Der Manager hat erkannt, dass es nicht genügt, einfach so weiterzumachen wie bisher, wenn der Club wieder an die Spitze will. „Wir haben uns auch überlegt, wie unser Fußball aussehen soll“, sagt Bobic, „nun müssen wir unsere Grundidee verfeinern.“ Sie existiert, seitdem Thomas Schneider im August zum Nachfolger des Cheftrainers Bruno Labbadia bestimmt worden ist. Die VfB-Schneider-Idee beinhaltet, „in allen Situationen möglichst spielerische Lösungen zu finden“, sagt Bobic: „Das ist unser Stil. Wir wollen uns nicht am Gegner orientieren, sondern an uns selbst.“

Dieser Prozess hat jedoch erst angefangen. „Wir brauchen Geduld“, sagt der Manager – und verweist auf Dortmund. Vom Ansatz her soll die Geschichte auch beim VfB so laufen. „Die Spieler, die wir holen, müssen zu unserer Grundidee passen“, sagt Bobic. Zuletzt war das nicht so. Konnte es gar nicht sein, weil es eine solche Idee nicht gab. Jetzt offenbar schon. Zum Konzept gehört für Bobic auch, dass der Nachwuchs eine wichtigere Rolle besetzt – und „dass wir schwierige Entscheidungen treffen müssen.“ Wie Dortmund mit Petric und Frei.
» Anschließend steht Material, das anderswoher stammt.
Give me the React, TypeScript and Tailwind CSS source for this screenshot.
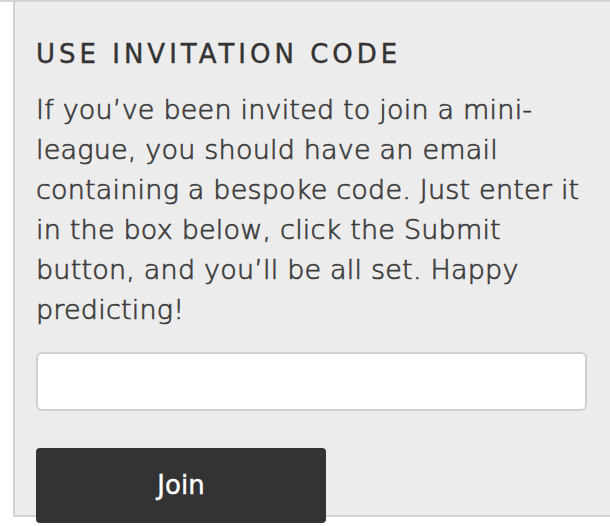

Vielleicht ist der VfB ja an dem Punkt, an dem die Borussia vor vier Jahren war. Wenn es sich ähnlich entwickeln würde, wäre diese Geschichte für den Club spitze.

Wir haben die Bildergalerie des Artikels am 6. November um 12 Uhr verändert und das Bild vom bereits verstorbenen Günter Seibold entfernt. Wir entschuldigen den Fehler und bedanken uns für den Leserhinweis.